Video game director gets his paws on comics, movies

200912021205 Video game director gets his paws on comics, moviesThe most successful entertainment offering of all time is not a film franchise or a TV show featuring Simon Cowell. It’s the video game Call of Duty: Modern Warfare 2 which has grossed $3 billion worldwide since it was released on November 10. Holy samoleons. While video game movies have failed to replicate or exceed the success of their inspirations (although Jake Gyllenhaal’s abs are waiting in the wings) maybe it’s just because the wrong people were making them. With that in mind, COD:MW2’s director Keith Arem has been signed to direct a movie, or first person sitter in a theater, as some call them. Arem — who has worked in various capacities on over 500 video games — will not only direct FROST ROAD, but he wrote the script, and of course he is “developing a companion graphic novel with co-creator Brandon Humphreys and artist Christopher Shy. The story “concerns the survivors and victims of an invisible contagion in a small coastal Eastern town” and you know how people like that apocalyptic stuff.

“I’m extremely excited about this story,” said Arem, “and thrilled to have the opportunity to bring the skills I’ve honed in the game industry to the big screen. There’s an incredible talent pool currently working in the game industry, and I hope that the success of ‘Frost Road’ will give other creators the chance to show what they can do on a wider canvas.”

Comments

  1. Keith is one of the most talented guys I know…no kidding…so this should be awesome. It’s great to see someone with his talent finally being used the proper way. refreshing even.

    jimmy

  2. BaggerMcGuirk says:

    I hate to be ‘that guy’, but feel it would be remiss if I didn’t mention that the box art for Modern Warfare 1 is featured up there. I’m sure the guy worked on both, though.

  3. To nitpick: The CoD franchise is worth $3 billion, not just the recently released game. Modern Warfare 2 made $310 million it’s first day, making it the largest media release ever, it went on to make a total of $550 million it’s first week. By now it’s maybe up to $700 million (that’s my estimate).

  4. Simon Jones says:

    Don’t know how his work will translate to film, but I would like to say that the storyline for CoD:MW2 was tightly written, incredibly risky for such a revered franchise, and advanced the genre for the better. If Frost Road can display the same amount of fearlessness, it could be one to watch.

  5. Oof! The script for MW2 was awful! It jumps from one ridiculous situation to another with nonsensical, jingoistic powerpoint presentations ham-fistedly strung in between. That’s not to say the game doesn’t have some amazing set pieces and awesome gameplay, it does — and I am fucking addicted to it — but to to say the idea that Russia invades Washington D.C. is “tightly written” is putting a little spit-shine on a turd.

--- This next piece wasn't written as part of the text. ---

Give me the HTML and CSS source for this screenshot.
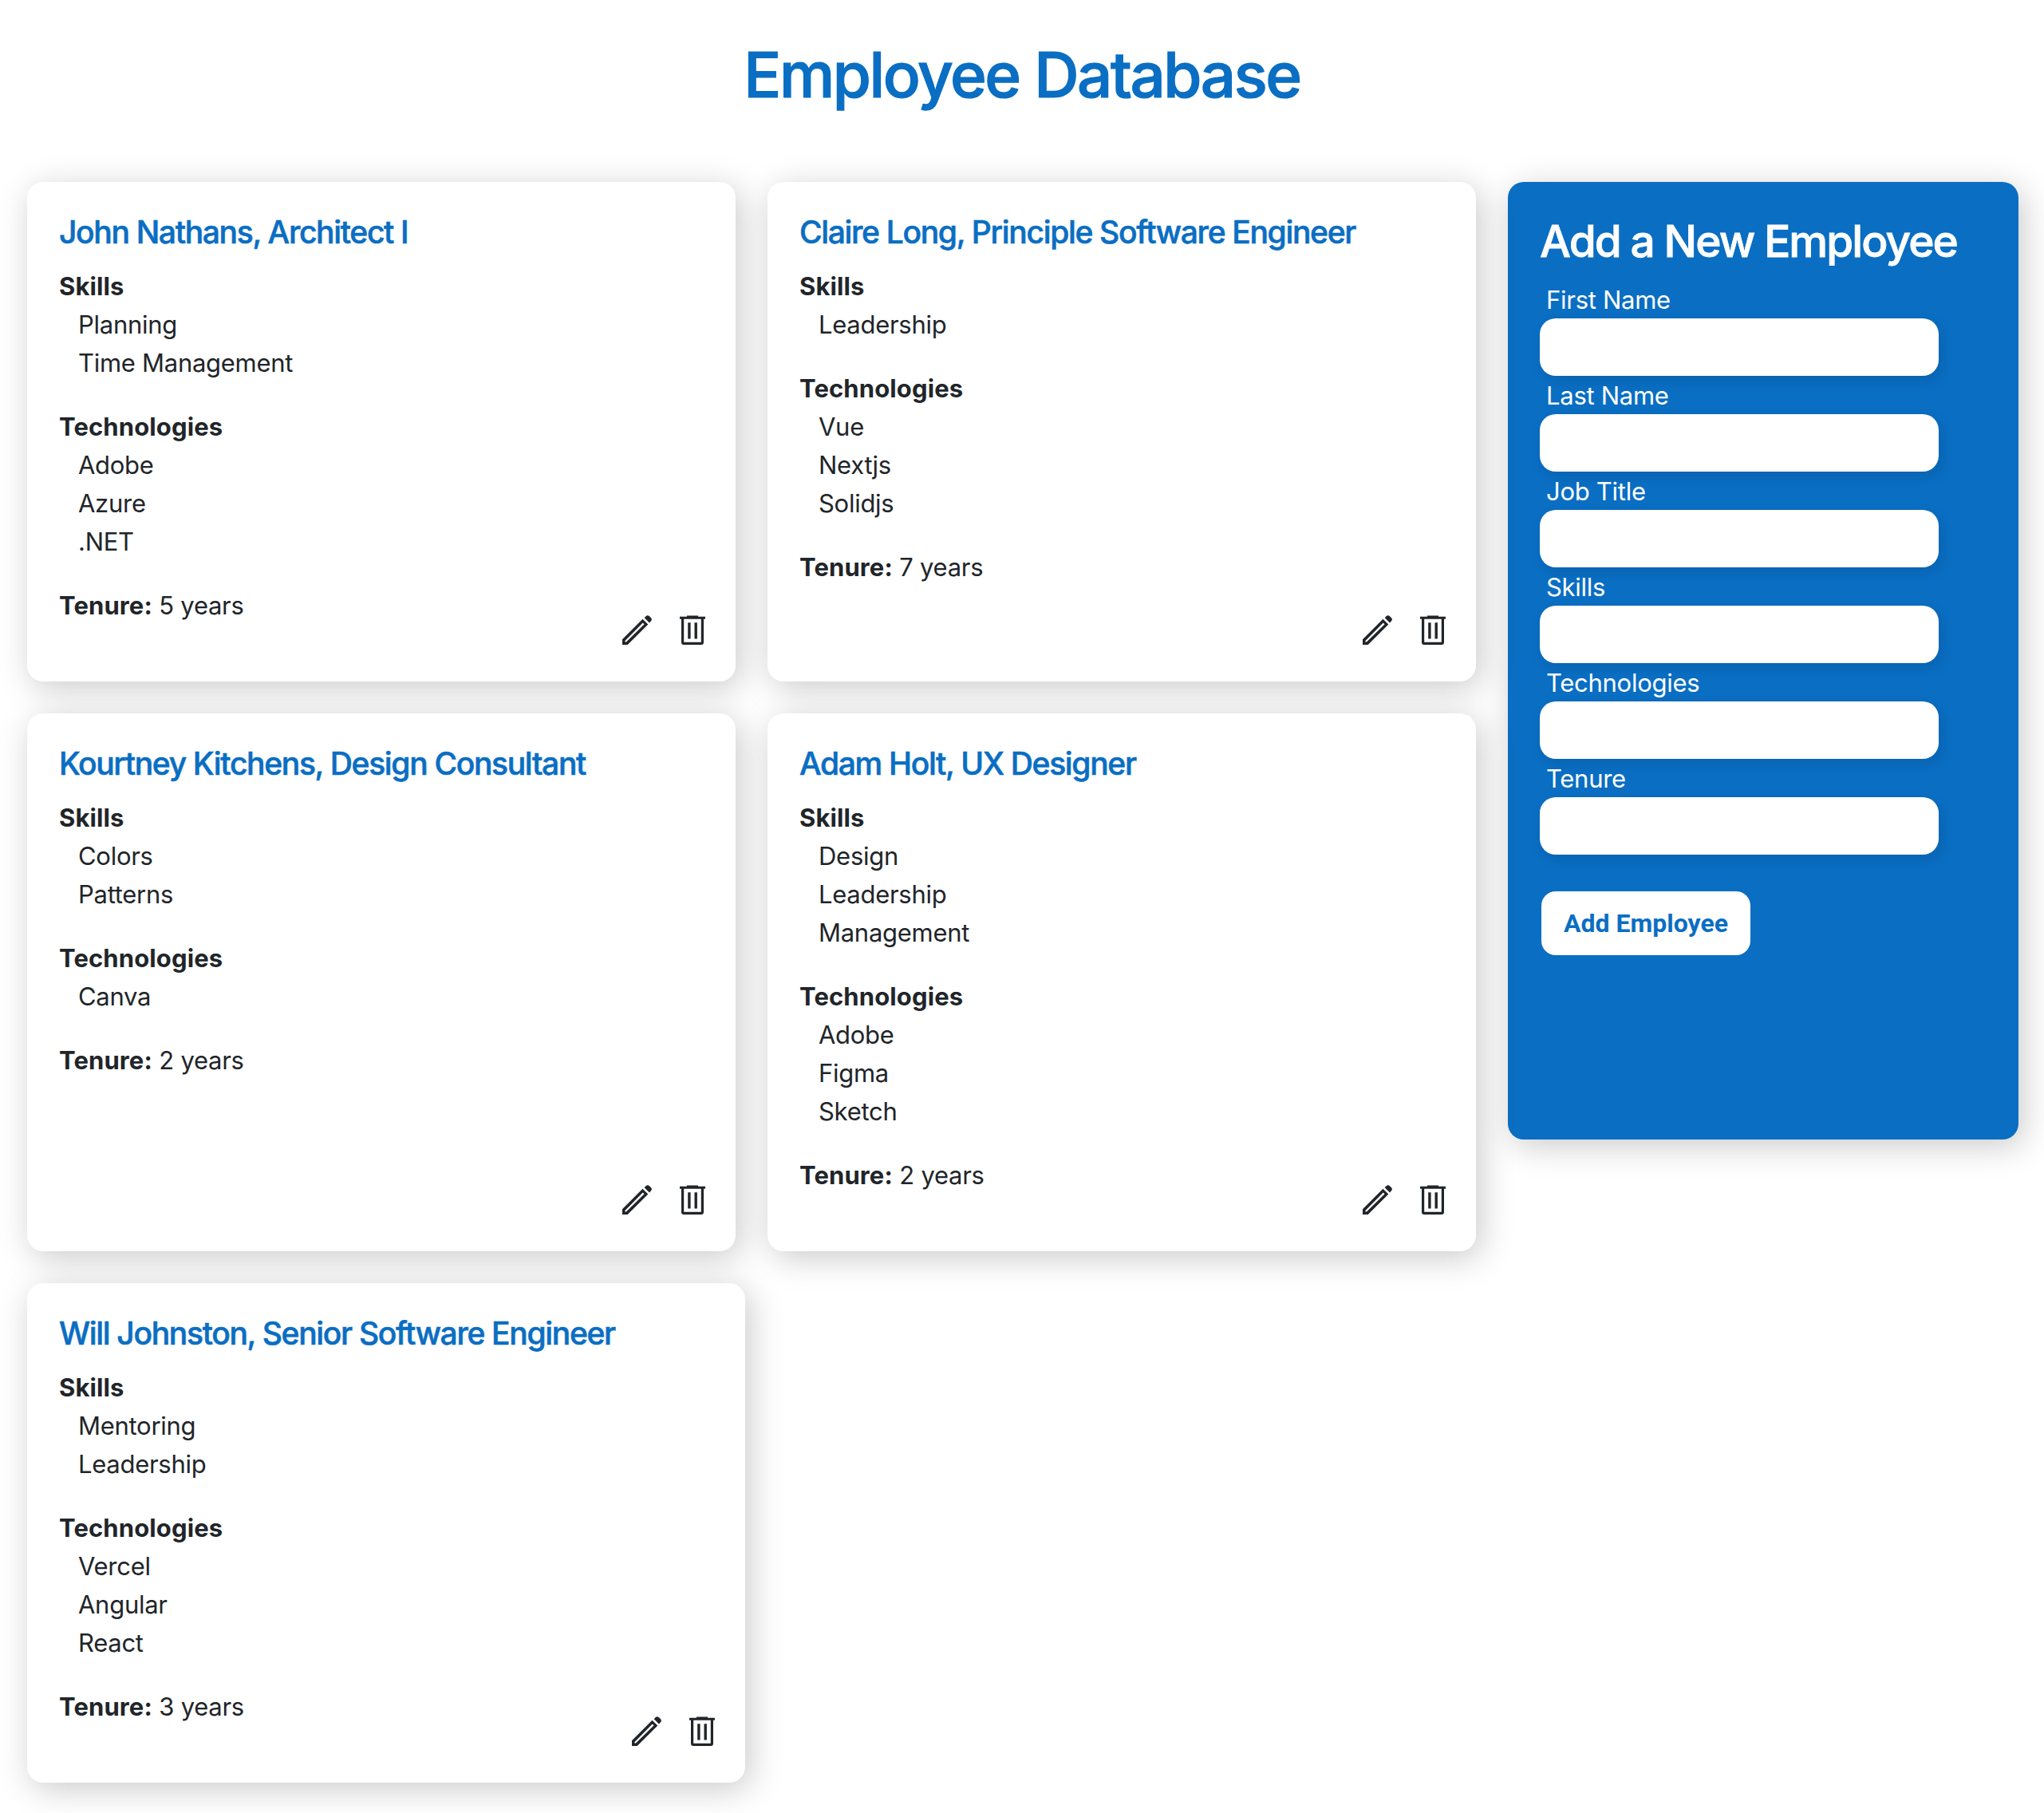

  6. Let’s hope he fares better than Chris Roberts, creator of the great computer game AND director of the career-ending for everyone involved film, Wing Commander!

  7. Simon Jones says:

    Well, it was tightly written… for an FPS. It’s still a game, and there are conceits we just have to accept for the sake of gameplay. What I appreciate was that those conceits were used to make greater statements about the delusions of modern warfare, mostly in rebuke… and I’m not just talking about the overt plot points that parallel real life events. For example, the assault on DC, when all the modern gadgets -things that were supposed to sanitize war, make it clean, fast, efficient, *easy*- were rendered useless, made for a very powerful scene.

    I don’t want to give away too much for those who haven’t played the game, but the jingoism was deliberate; it was there for ironic effect. I can’t imagine how anyone who has played through the game would fail to see this.

  8. michael says:

    I think one of the problems may be that the two audiences are just very different. Let’s face it…those into the video games are not exactly looking for intellectual stimulation or into ‘reading’ a story of any kind, while those who actually go to and pay to see a movie, need it to be a bit beyond the voracious psycho gamer mentality who plays these types of shoot em up games.

    I think for video game movies to be sucessful, someone will have to realize that they have to make a movie that is nothing like the video game itself.